NEW YORK – The head of the U.S. Bishops’ Conference International Justice and Peace Committee has called on the U.S. government to help free Bishop Rolando Álvarez of Matagalpa, who remains under house arrest at the hands of the Nicaraguan government.

Álvarez, who is also the apostolic administrator of the Diocese of Estelí, was detained by Nicaragua’s National Police on August 19. Last week, he was charged with “undermining national integrity and the propagation of false news,” essentially criticizing the government.

He is scheduled to appear before a regime tribunal on January 10, 2023.

“Since the bloody crackdown on peaceful protestors in 2018 – when my predecessor Archbishop Timothy Broglio traveled to Nicaragua to express our solidarity with our brother bishops and the people of Nicaragua – the regime and its allies have been implementing a policy of severe, systematic physical, rhetorical, and institutional aggression and intimidation against the Catholic Church in Nicaragua,” Bishop David Malloy of Rockford said in a December 16 statement.

“This has included unjust detentions, violence, prohibition of priests from returning to Nicaragua, desecrations of sacred images, and even profanations of the Blessed Sacrament,” Malloy continued.

“I call on the U.S. Government and the international community to pursue the immediate release of Bishop Álvarez, the restoration of religious freedom and human rights guarantees, and initiate a process of restoring the democratic order and rule of law in Nicaragua.”

The bishop added that Álvarez’s “deteriorated physical appearance is a testament to the particularly difficult conditions of his house arrest.”

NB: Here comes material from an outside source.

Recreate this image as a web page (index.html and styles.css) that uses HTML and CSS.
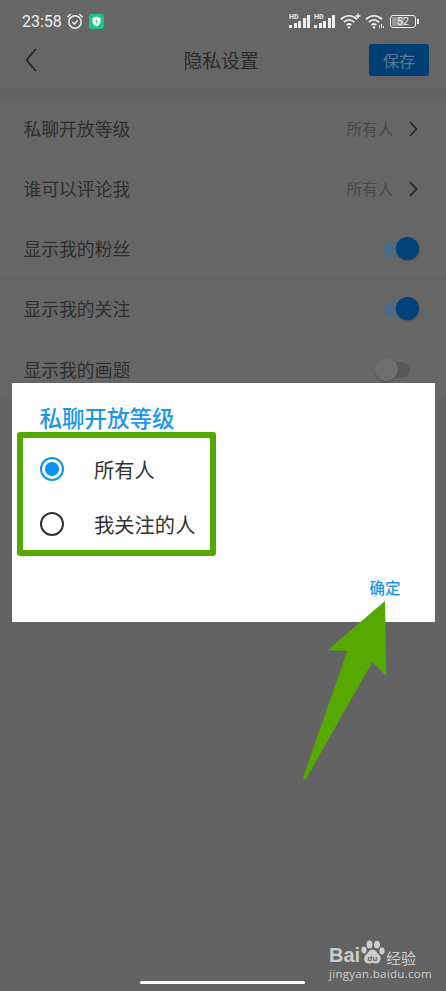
FILE: index.html
```html
<!DOCTYPE html>
<html>
  <head>
    <meta charset="utf-8">
    <title>隐私设置</title>
    <link rel="stylesheet" href="styles.css">
  </head>
  <body>
    <div class="screen">
      <div class="statusbar">
        <span class="time">23:58</span>
        <svg class="alarm" width="18" height="18" viewBox="0 0 18 18" fill="none" stroke="#eee" stroke-width="1.5">
          <circle cx="9" cy="10" r="6.2"/>
          <path d="M6.3 10l2 2 3.4-3.6"/>
          <path d="M1.5 5.2L4.6 2M16.5 5.2L13.4 2"/>
        </svg>
        <svg class="shield" width="15" height="15" viewBox="0 0 15 15">
          <rect width="15" height="15" rx="3" fill="#1cc58e"/>
          <path d="M7.5 2.6l4 1.4v3.2c0 2.5-1.7 4.2-4 5.2-2.3-1-4-2.7-4-5.2V4z" fill="#fff"/>
          <path d="M8 4.8L6 8h1.4L7 10.2 9 7H7.6z" fill="#1cc58e"/>
        </svg>
        <span class="spacer"></span>
        <div class="signal"><span class="hd">HD</span><i class="b1"></i><i class="b2"></i><i class="b3"></i><i class="b4"></i><i class="b5"></i></div>
        <div class="signal"><span class="hd">HD</span><i class="b1"></i><i class="b2"></i><i class="b3"></i><i class="b4"></i><i class="b5"></i></div>
        <svg class="wifi" width="21" height="16" viewBox="0 0 21 16" fill="none" stroke="#eee" stroke-width="1.8">
          <path d="M1 6.2c5-4.4 11-4.4 16 0"/>
          <path d="M3.8 9.2c3.4-3 7-3 10.4 0"/>
          <path d="M6.6 12c1.6-1.3 3.2-1.3 4.8 0"/>
          <circle cx="9" cy="14.4" r="1.2" fill="#eee" stroke="none"/>
          <path d="M18 .5v5M15.5 3h5" stroke-width="1.4"/>
        </svg>
        <svg class="wifi2" width="20" height="16" viewBox="0 0 20 16" fill="none" stroke="#eee" stroke-width="1.8">
          <path d="M1 6.2c5-4.4 11-4.4 16 0"/>
          <path d="M3.8 9.2c3.4-3 7-3 10.4 0"/>
          <path d="M6.6 12c1.6-1.3 3.2-1.3 4.8 0"/>
          <circle cx="9" cy="14.4" r="1.2" fill="#eee" stroke="none"/>
          <path d="M14.5 15v-3M16.5 15v-4M18.5 15v-2" stroke-width="1"/>
        </svg>
        <div class="battery"><span class="level"></span><span class="num">52</span></div>
        <span class="nub"></span>
      </div>

      <div class="navbar">
        <svg class="back" width="12" height="24" viewBox="0 0 12 24" fill="none" stroke="#262626" stroke-width="1.8">
          <path d="M11 1L1.5 12 11 23"/>
        </svg>
        <span class="nav-title">隐私设置</span>
        <span class="save">保存</span>
      </div>

      <div class="list">
        <div class="row">
          <span class="row-label">私聊开放等级</span>
          <span class="row-value">所有人</span>
          <svg class="chevron" width="9" height="16" viewBox="0 0 9 16" fill="none" stroke="#262626" stroke-width="1.7"><path d="M1 1l6.5 7L1 15"/></svg>
        </div>
        <div class="row">
          <span class="row-label">谁可以评论我</span>
          <span class="row-value">所有人</span>
          <svg class="chevron" width="9" height="16" viewBox="0 0 9 16" fill="none" stroke="#262626" stroke-width="1.7"><path d="M1 1l6.5 7L1 15"/></svg>
        </div>
        <div class="row">
          <span class="row-label">显示我的粉丝</span>
          <span class="switch on"><span class="thumb"></span></span>
        </div>
        <div class="row">
          <span class="row-label">显示我的关注</span>
          <span class="switch on"><span class="thumb"></span></span>
        </div>
        <div class="row">
          <span class="row-label">显示我的画题</span>
          <span class="switch off"><span class="thumb"></span></span>
        </div>
      </div>

      <div class="dialog">
        <h2 class="dialog-title">私聊开放等级</h2>
        <div class="highlight">
          <div class="option">
            <span class="radio checked"></span>
            <span class="option-label">所有人</span>
          </div>
          <div class="option">
            <span class="radio"></span>
            <span class="option-label">我关注的人</span>
          </div>
        </div>
        <div class="dialog-actions"><span class="confirm">确定</span></div>
      </div>

      <svg class="arrow" width="446" height="991" viewBox="0 0 446 991">
        <path d="M385 601L327.7 650 347.3 651 303 777.5Q303.6 780 306 779L372.3 662.3 386.3 676.3z" fill="#55a800"/>
      </svg>

      <div class="watermark">
        <div class="wm-top">
          <span class="wm-bai">Bai</span>
          <svg class="wm-paw" width="28" height="26" viewBox="0 0 28 26" fill="#ccc">
            <ellipse cx="6" cy="10" rx="2.6" ry="3.4"/>
            <ellipse cx="11.5" cy="4.4" rx="3" ry="3.9"/>
            <ellipse cx="19" cy="4.6" rx="3" ry="3.9"/>
            <ellipse cx="24" cy="11" rx="2.6" ry="3.4"/>
            <path d="M14.5 9.5c3 0 4 3 6.500 5 2.500 2 2.500 8-2.500 9-2 .3-3-.5-4-.5s-2.500.9-4.500.5c-5-1-4.500-7-2-9 2.500-2 3.500-5 6.500-5z"/>
            <text x="14.500" y="21" text-anchor="middle" class="wm-du">du</text>
          </svg>
          <span class="wm-jy">经验</span>
        </div>
        <div class="wm-url">jingyan.baidu.com</div>
      </div>

      <div class="home-bar"></div>
    </div>
  </body>
</html>
```

FILE: styles.css
```css
* {
  box-sizing: border-box;
}

body {
  margin: 0;
  background: #666;
  font-family: "Noto Sans CJK SC", "Noto Sans", sans-serif;
}

.screen {
  position: relative;
  width: 446px;
  height: 991px;
  overflow: hidden;
  background: #636363;
}

/* status bar */
.statusbar {
  display: flex;
  align-items: center;
  height: 42px;
  padding: 0 27px 0 22px;
  background: #666;
  color: #eee;
}

.time {
  font-family: Roboto, sans-serif;
  font-size: 16px;
  width: 44px;
}

.alarm {
  margin-right: 5px;
}

.spacer {
  flex: 1;
}

.signal {
  position: relative;
  display: flex;
  align-items: flex-end;
  gap: 1.5px;
  width: 21px;
  height: 14px;
  margin-right: 4px;
}

.signal i {
  display: block;
  width: 3px;
  background: #eee;
}

.signal .b1 { height: 3px; }
.signal .b2 { height: 5px; }
.signal .b3 { height: 7px; }
.signal .b4 { height: 10px; }
.signal .b5 { height: 13px; }

.hd {
  position: absolute;
  left: 0;
  top: -1px;
  font-family: Roboto, sans-serif;
  font-size: 7px;
  font-weight: 700;
  line-height: 8px;
}

.wifi {
  margin: 0 4px 0 1px;
}

.wifi2 {
  margin-right: 5px;
}

.battery {
  position: relative;
  width: 26px;
  height: 13px;
  border: 1px solid #eee;
  border-radius: 3px;
  font-family: Roboto, sans-serif;
  font-size: 10.5px;
  line-height: 11px;
  text-align: center;
}

.level {
  position: absolute;
  left: 1px;
  top: 1px;
  bottom: 1px;
  width: 12px;
  background: #999;
  border-radius: 1px;
}

.num {
  position: relative;
}

.nub {
  width: 2px;
  height: 5px;
  margin-left: 1px;
  background: #eee;
}

/* nav */
.navbar {
  display: flex;
  align-items: center;
  justify-content: space-between;
  height: 46px;
  padding: 0 17px 10px 25px;
  background: #666;
}

.nav-title {
  font-size: 18.800px;
  line-height: 26px;
  margin-left: 36px;
  color: #2b2b2b;
}

.save {
  width: 60px;
  height: 32px;
  background: #003f73;
  border-radius: 3px;
  color: #5a7b96;
  font-size: 16px;
  line-height: 32px;
  text-align: center;
}

/* settings list */
.list {
  margin-top: 11px;
  background: #666;
}

.row {
  display: flex;
  align-items: center;
  height: 60.250px;
  padding: 0 28px 0 23.500px;
  border-bottom: 1px solid #626262;
}

.row-label {
  flex: 1;
  padding-bottom: 2px;
  font-size: 17.800px;
  color: #2f2f2f;
}

.row-value {
  font-size: 15.700px;
  color: #484848;
  margin-right: 15.500px;
}

.chevron {
  display: block;
}

.switch {
  position: relative;
  display: block;
  height: 16px;
}

.switch.on {
  width: 35px;
  margin-right: 0;
  background: #4f6a80;
  border-radius: 8px;
}

.switch.off {
  width: 26px;
  margin-right: 8px;
  background: #585858;
  border-radius: 8px;
}

.thumb {
  position: absolute;
  top: -4px;
  width: 23px;
  height: 23px;
  border-radius: 50%;
  box-shadow: 0 1px 2px rgba(0, 0, 0, 0.25);
}

.switch.on .thumb {
  right: -1px;
  background: #004279;
}

.switch.off .thumb {
  left: -9px;
  background: #6e6e6e;
}

/* dialog */
.dialog {
  position: absolute;
  left: 11.500px;
  top: 383px;
  width: 423px;
  height: 239px;
  padding: 20px 0 0 5px;
  background: #fff;
}

.dialog-title {
  margin: 0 0 1px 23px;
  font-size: 22.500px;
  font-weight: 500;
  line-height: 28px;
  color: #1a96f0;
}

.highlight {
  width: 199px;
  height: 124px;
  border: 6px solid #55a800;
  border-radius: 3px;
  padding: 4px 0 0 17.500px;
}

.option {
  display: flex;
  align-items: center;
  height: 54.500px;
}

.radio {
  width: 24px;
  height: 24px;
  margin-right: 30px;
  border: 2px solid #333;
  border-radius: 50%;
}

.radio.checked {
  border-color: #0c92f5;
  background: radial-gradient(circle, #0c92f5 0 6.500px, #fff 7.500px);
}

.option-label {
  font-size: 20.300px;
  color: #333;
}

.dialog-actions {
  display: flex;
  justify-content: flex-end;
  padding: 19px 34px 0 0;
}

.confirm {
  font-size: 15.500px;
  font-weight: 500;
  line-height: 24px;
  color: #1a96f0;
}

.arrow {
  position: absolute;
  left: 0;
  top: 0;
}

/* watermark */
.watermark {
  position: absolute;
  left: 329px;
  top: 939px;
  width: 92px;
  color: #ccc;
}

.wm-top {
  display: flex;
  align-items: flex-end;
  height: 28px;
}

.wm-bai {
  font-family: "Liberation Sans", sans-serif;
  font-size: 20px;
  font-weight: 700;
  line-height: 23px;
  width: 29px;
}

.wm-paw {
  margin-bottom: 1px;
}

.wm-du {
  font-family: "Liberation Sans", sans-serif;
  font-size: 8px;
  font-weight: 700;
  fill: #666;
}

.wm-jy {
  font-size: 15px;
  line-height: 22px;
  margin-bottom: -2px;
}

.wm-url {
  font-family: "Open Sans", sans-serif;
  font-size: 11.500px;
  line-height: 16px;
  letter-spacing: 0.300px;
  white-space: nowrap;
  margin-top: -1px;
}

.home-bar {
  position: absolute;
  left: 140px;
  bottom: 7px;
  width: 165px;
  height: 3px;
  border-radius: 2px;
  background: #fff;
}
```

The charges against Álvarez are the latest repressive actions against the Catholic Church by Nicaraguan President Daniel Ortega and his administration. Álvarez has been a prominent religious voice since protests of Ortega’s government broke out in 2018, resulting in hundreds of deaths.

Ortega has been Nicaragua’s president since 2007, and in recent years has arrested other Catholic leaders, and attempted to ban Catholic celebrations, as well, branding the Catholic hierarchy in the country as “coup plotters” and “terrorists.” He has claimed pro-democracy protests in the nation have been carried out with the support of the Catholic church.

The same day the charges against Àlvarwez were publicized, it was also announced that an arrest warrant had been issued for Father Uriel Vallejos, who is said to have previously left Nicaragua. The Ortega regime this year also expelled nuns from Mother Teresa’s Sisters of Charity religious order. Archbishop Waldemar Stanisław Sommertag, the former apostolic nuncio in Nicaragua, was also expelled, a move the Vatican called “incomprehensible.”

The United States Commission on International Religious Freedom (USCIRF) recommended in its 2022 annual report that the state department keep Nicaragua on its special watch list for “engaging in or tolerating severe violations of religious freedom pursuant to the International Religious Freedom Act.” It also called for targeted sanctions on Nicaraguan government agencies and officials.

USCIRF Commissioner Frank Wolf, in response to the charges against Álvarez, said in a statement that the commission is “outraged” that the Ortega regime continues to hold the bishop under house arrest on “spurious charges.”

“Bishop Álvarez is allegedly charged with conspiracy, spreading false news, and damaging the Nicaraguan government and society,” Wolf said. “In reality, he’s motivated by faith to call out the [government’s] human rights record, making him its latest target.”